■ **Source data**:
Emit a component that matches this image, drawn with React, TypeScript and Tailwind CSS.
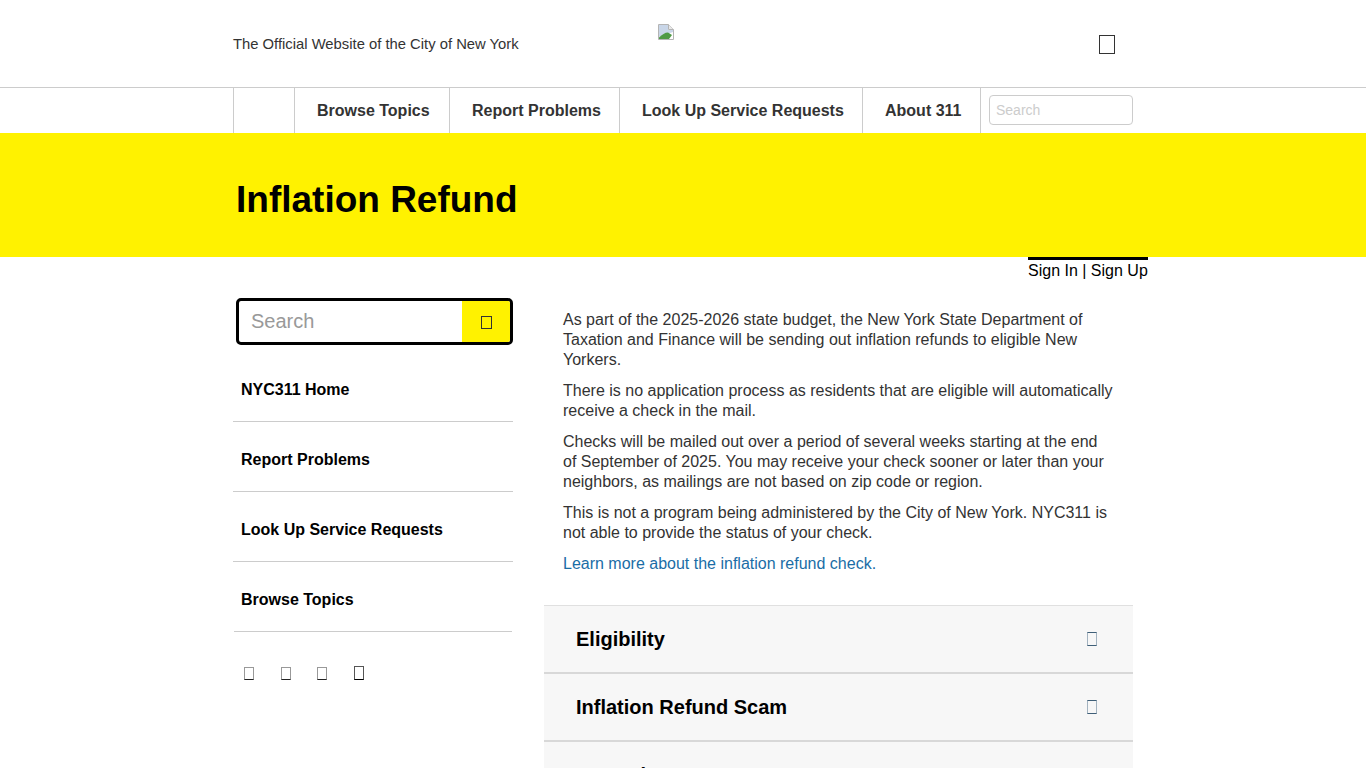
const NAV = [
  { label: "Browse Topics", width: "w-[155px]" },
  { label: "Report Problems", width: "w-[170px]" },
  { label: "Look Up Service Requests", width: "w-[243px]" },
  { label: "About 311", width: "w-[118px]" },
];

const SIDE_LINKS = ["NYC311 Home", "Report Problems", "Look Up Service Requests", "Browse Topics"];

function BrokenImage() {
  return (
    <svg width="16" height="16" viewBox="0 0 16 16" className="block">
      <path d="M0.5 0.5H10.5L15.5 5.5V15.5H0.5Z" fill="#fff" stroke="#b4b4b4" />
      <path d="M10.5 0.5V5.5H15.5" fill="#e8e8e8" stroke="#b4b4b4" />
      <path d="M1 1H10V6H15V8L9 10L1 13Z" fill="#c9d6e8" />
      <path d="M1 15V13.5C4 10.5 7 8.5 10 8.5L14 11L11 15Z" fill="#4f9a45" />
    </svg>
  );
}

export default function App() {
  return (
    <div className="h-[768px] overflow-hidden bg-white font-['Liberation_Sans',Arial,sans-serif] text-[#333]">
      {/* Top bar */}
      <div className="mx-auto flex h-[87px] w-[900px] items-center">
        <p className="mt-[2px] w-[425px] text-[14.8px]">The Official Website of the City of New York</p>
        <div className="mb-[23px]"><BrokenImage /></div>
        <div className="ml-[425px] mt-px h-[19px] w-4 border border-[#333]" />
      </div>

      {/* Nav */}
      <div className="h-[46px] border-t border-[#ccc]">
        <div className="mx-auto flex h-[45px] w-[900px] items-stretch">
          <div className="w-[62px] border-x border-[#ccc]" />
          {NAV.map((item) => (
            <div key={item.label} className={`flex items-center border-r border-[#ccc] pl-[22px] text-base font-bold ${item.width}`}>
              {item.label}
            </div>
          ))}
          <div className="ml-2 flex items-center pb-[2px]">
            <input
              placeholder="Search"
              className="h-[30px] w-[144px] rounded border border-[#ccc] px-[6px] text-sm outline-none placeholder:text-[#ccc]"
            />
          </div>
        </div>
      </div>

      {/* Hero */}
      <div className="h-[124px] bg-[#fff200]">
        <div className="mx-auto flex h-full w-[900px] items-center pt-[10px]">
          <h1 className="ml-[3px] text-[37px] font-bold text-black">Inflation Refund</h1>
        </div>
      </div>

      <div className="mx-auto w-[900px]">
        {/* Sign in */}
        <div className="relative h-0">
          <div className="absolute left-[795px] top-0 w-[120px] border-t-[3px] border-black pt-px text-base leading-[20px] text-black">
            Sign In | Sign Up
          </div>
        </div>

        <div className="flex pt-[41px]">
          {/* Sidebar */}
          <div className="w-[280px] shrink-0">
            <div className="ml-[3px] flex h-[47px] w-[277px] overflow-hidden rounded-[5px] border-[3px] border-black">
              <input placeholder="Search" className="min-w-0 flex-1 pb-[2px] pl-3 text-xl outline-none placeholder:text-[#999]" />
              <div className="flex w-12 items-center justify-center bg-[#fff200]">
                <div className="mt-[2px] h-[13px] w-[11px] border border-[#333]" />
              </div>
            </div>
            <ul className="mt-[7px]">
              {SIDE_LINKS.map((link) => (
                <li key={link} className="flex h-[70px] items-center border-b border-[#ccc] pl-2 pt-[6px] text-base font-bold text-black last:mx-px last:pl-[7px]">
                  {link}
                </li>
              ))}
            </ul>
            <div className="mt-[34px] flex items-end gap-[26.67px] pl-[11px]">
              <div className="h-[13px] w-[10px] border border-[#999] border-b-[#222]" />
              <div className="h-[13px] w-[10px] border border-[#999] border-b-[#222]" />
              <div className="h-[13px] w-[10px] border border-[#999] border-b-[#222]" />
              <div className="h-[14px] w-[10px] border border-[#555] border-b-black" />
            </div>
          </div>

          {/* Main */}
          <div className="ml-[31px] w-[589px]">
            <div className="space-y-[11px] pl-[19px] pr-5 pt-3 text-base leading-[20px]">
              <p>As part of the 2025-2026 state budget, the New York State Department of Taxation and Finance will be sending out inflation refunds to eligible New Yorkers.</p>
              <p>There is no application process as residents that are eligible will automatically receive a check in the mail.</p>
              <p>Checks will be mailed out over a period of several weeks starting at the end of September of 2025. You may receive your check sooner or later than your neighbors, as mailings are not based on zip code or region.</p>
              <p>This is not a program being administered by the City of New York. NYC311 is not able to provide the status of your check.</p>
              <p><a href="#" className="text-[#1a6da6]">Learn more about the inflation refund check.</a></p>
            </div>

            <div className="mt-[31px] border-t border-[#e0e0e0]">
              {["Eligibility", "Inflation Refund Scam", "Get Help"].map((title) => (
                <div key={title} className="flex h-[68px] items-center justify-between border-b-2 border-[#d8d8d8] bg-[#f7f7f7] pl-8 pr-[36px]">
                  <span className="text-xl font-bold text-black">{title}</span>
                  <div className="h-[14px] w-[10px] border border-[#a3b3c0] border-y-[#3f5f78]" />
                </div>
              ))}
            </div>
          </div>
        </div>
      </div>
    </div>
  );
}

■ **What to do**:
Make an exact reproduction of the listing above, without any pictures.

■ **Response**:
Emit a component that matches this image, drawn with React, TypeScript and Tailwind CSS.
const NAV = [
  { label: "Browse Topics", width: "w-[155px]" },
  { label: "Report Problems", width: "w-[170px]" },
  { label: "Look Up Service Requests", width: "w-[243px]" },
  { label: "About 311", width: "w-[118px]" },
];

const SIDE_LINKS = ["NYC311 Home", "Report Problems", "Look Up Service Requests", "Browse Topics"];

function BrokenImage() {
  return (
    <svg width="16" height="16" viewBox="0 0 16 16" className="block">
      <path d="M0.5 0.5H10.5L15.5 5.5V15.5H0.5Z" fill="#fff" stroke="#b4b4b4" />
      <path d="M10.5 0.5V5.5H15.5" fill="#e8e8e8" stroke="#b4b4b4" />
      <path d="M1 1H10V6H15V8L9 10L1 13Z" fill="#c9d6e8" />
      <path d="M1 15V13.5C4 10.5 7 8.5 10 8.5L14 11L11 15Z" fill="#4f9a45" />
    </svg>
  );
}

export default function App() {
  return (
    <div className="h-[768px] overflow-hidden bg-white font-['Liberation_Sans',Arial,sans-serif] text-[#333]">
      {/* Top bar */}
      <div className="mx-auto flex h-[87px] w-[900px] items-center">
        <p className="mt-[2px] w-[425px] text-[14.8px]">The Official Website of the City of New York</p>
        <div className="mb-[23px]"><BrokenImage /></div>
        <div className="ml-[425px] mt-px h-[19px] w-4 border border-[#333]" />
      </div>

      {/* Nav */}
      <div className="h-[46px] border-t border-[#ccc]">
        <div className="mx-auto flex h-[45px] w-[900px] items-stretch">
          <div className="w-[62px] border-x border-[#ccc]" />
          {NAV.map((item) => (
            <div key={item.label} className={`flex items-center border-r border-[#ccc] pl-[22px] text-base font-bold ${item.width}`}>
              {item.label}
            </div>
          ))}
          <div className="ml-2 flex items-center pb-[2px]">
            <input
              placeholder="Search"
              className="h-[30px] w-[144px] rounded border border-[#ccc] px-[6px] text-sm outline-none placeholder:text-[#ccc]"
            />
          </div>
        </div>
      </div>

      {/* Hero */}
      <div className="h-[124px] bg-[#fff200]">
        <div className="mx-auto flex h-full w-[900px] items-center pt-[10px]">
          <h1 className="ml-[3px] text-[37px] font-bold text-black">Inflation Refund</h1>
        </div>
      </div>

      <div className="mx-auto w-[900px]">
        {/* Sign in */}
        <div className="relative h-0">
          <div className="absolute left-[795px] top-0 w-[120px] border-t-[3px] border-black pt-px text-base leading-[20px] text-black">
            Sign In | Sign Up
          </div>
        </div>

        <div className="flex pt-[41px]">
          {/* Sidebar */}
          <div className="w-[280px] shrink-0">
            <div className="ml-[3px] flex h-[47px] w-[277px] overflow-hidden rounded-[5px] border-[3px] border-black">
              <input placeholder="Search" className="min-w-0 flex-1 pb-[2px] pl-3 text-xl outline-none placeholder:text-[#999]" />
              <div className="flex w-12 items-center justify-center bg-[#fff200]">
                <div className="mt-[2px] h-[13px] w-[11px] border border-[#333]" />
              </div>
            </div>
            <ul className="mt-[7px]">
              {SIDE_LINKS.map((link) => (
                <li key={link} className="flex h-[70px] items-center border-b border-[#ccc] pl-2 pt-[6px] text-base font-bold text-black last:mx-px last:pl-[7px]">
                  {link}
                </li>
              ))}
            </ul>
            <div className="mt-[34px] flex items-end gap-[26.67px] pl-[11px]">
              <div className="h-[13px] w-[10px] border border-[#999] border-b-[#222]" />
              <div className="h-[13px] w-[10px] border border-[#999] border-b-[#222]" />
              <div className="h-[13px] w-[10px] border border-[#999] border-b-[#222]" />
              <div className="h-[14px] w-[10px] border border-[#555] border-b-black" />
            </div>
          </div>

          {/* Main */}
          <div className="ml-[31px] w-[589px]">
            <div className="space-y-[11px] pl-[19px] pr-5 pt-3 text-base leading-[20px]">
              <p>As part of the 2025-2026 state budget, the New York State Department of Taxation and Finance will be sending out inflation refunds to eligible New Yorkers.</p>
              <p>There is no application process as residents that are eligible will automatically receive a check in the mail.</p>
              <p>Checks will be mailed out over a period of several weeks starting at the end of September of 2025. You may receive your check sooner or later than your neighbors, as mailings are not based on zip code or region.</p>
              <p>This is not a program being administered by the City of New York. NYC311 is not able to provide the status of your check.</p>
              <p><a href="#" className="text-[#1a6da6]">Learn more about the inflation refund check.</a></p>
            </div>

            <div className="mt-[31px] border-t border-[#e0e0e0]">
              {["Eligibility", "Inflation Refund Scam", "Get Help"].map((title) => (
                <div key={title} className="flex h-[68px] items-center justify-between border-b-2 border-[#d8d8d8] bg-[#f7f7f7] pl-8 pr-[36px]">
                  <span className="text-xl font-bold text-black">{title}</span>
                  <div className="h-[14px] w-[10px] border border-[#a3b3c0] border-y-[#3f5f78]" />
                </div>
              ))}
            </div>
          </div>
        </div>
      </div>
    </div>
  );
}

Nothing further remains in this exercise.